Mr. Samaras, however, is the third prime minister to promise the “last cuts” since Greece asked for a foreign bailout in 2010. The deep cuts, which have helped Greece’s economy shrink 25 percent in recent years, are undermining the country’s social and political stability — and the government’s ability to carry out the structural changes.
“You can’t rebuild institutions when you’ve cut down the salaries of people who work for them,” said Alexis Papahelas, the managing editor of the Kathimerini daily. “That’s the big problem the government and the country are facing.”
On the eve of the vote, nearly 50 employees of Greece’s central bank resigned to protest the deep cuts to public sector salaries, while on Wednesday, Greece’s Supreme Court ruled that cuts of up to 30 percent in judge’s salaries would violate the constitution.
Parliamentary staff also threatened Wednesday to resign over their salary cuts, leading Mr.

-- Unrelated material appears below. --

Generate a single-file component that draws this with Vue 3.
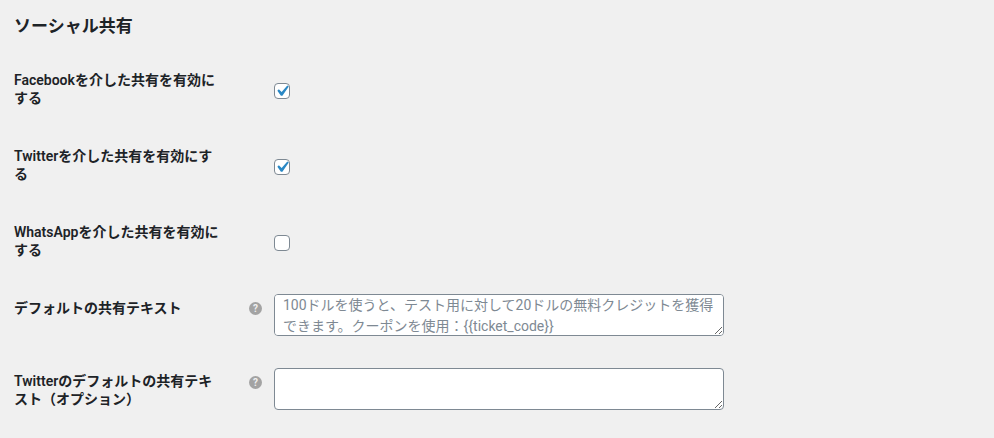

Samaras to consider invoking executive authority to force them to stay on the job, according to a government official not authorized to speak publicly.
Greece’s troika of foreign lenders — the European Commission, European Central Bank and International Monetary Fund — have demanded that Greece reduce its budget deficit in exchange for more aid.
Yet few believe that the measures will help improve the country’s economic health.
“Telling a whole people that they have to commit collective suicide to save the debt is not a policy,” Zoe Kostantopoulou, a member of Parliament from the leftist Syriza opposition party, said in an interview, expressing a sentiment growing across the political spectrum.
“The reason why we’ve seen the economy implode much more rapidly than thought is that they grossly underestimated the impact that fiscal austerity of this magnitude would have on the Greek economy,” said Simon Tilford, the chief economist at the Center for European Reform in London. “Additional austerity is going to compound that weakness.”
He added that the slump in the economy was also making it harder for Greece to meet the troika’s demands to reduce a mountain of debt. “The whole strategy for Greece has failed,” Mr. Tilford said. “It’s led to collapse in the Greek economy and the ballooning of debt so it’s an abject failure.”.
Stella Dimitrakopolou, a 29-year-old graphic designer who donned a surgical mask to ward off tear gas in Wednesday’s demonstration, agreed.
“These measures are inhumane,” she said. “The young generation has no future, and older people have no money and the measures do not help society economically.”


Greece Broke?



Over the last decade, Greece went on a debt binge that came crashing to an end in late 2009, provoking an economic crisis that has decimated the country’s economy, brought down its government, unleashed increasing social unrest and threatened the future of the euro.
Since a change in government revealed the true size of the country’s massive deficits, Greece has been kept afloat by its fellow euro zone countries, but at a steep price: the austerity measures demanded by France and Germany in return for two massive bailout packages, totaling 240 billion euros, have ripped holes in the Greek safety net and plunged the country into a recession of near-Great Depression dimensions.
After long resisting the idea of a default, European officials in March 2012 helped Greece negotiate a landmark debt restructuring deal with the vast majority of its private sector lenders, who agreed to swap $77 billion in Greek debt for new bonds worth as much as 75 percent less. It was the largest default in history.
The deal cleared the way for the so-called troika — European Commission, the European Central Bank and the International Monetary Fund — to begin releasing funds from the second, 130 billion euro ($163.4 billion) bailout package, avoiding an uncontrolled default. But many economists said it still left Greece saddled with unsustainable debts and little prospects for growth.
While Greece received billions of euros in emergency assistance from the lenders overseeing its bailout, almost none of the money is going to the Greek government to pay for vital public services. Instead, much of it is flowing directly back into the troika’s pockets. The European bailout that was supposed to buy time for Greece is mainly servicing the interest on the country’s debt; other funds have been set aside for propping up the nation’s shaky banks. Meanwhile, the Greek economy continues to decline.
In early May 2012, voters upended the country’s political system in a parliamentary election that saw the crushing defeat of the dominant parties, who were blamed for Greece’s collapse. Parties representing the left and the far-right made gains, as Greeks protested the austerity pact.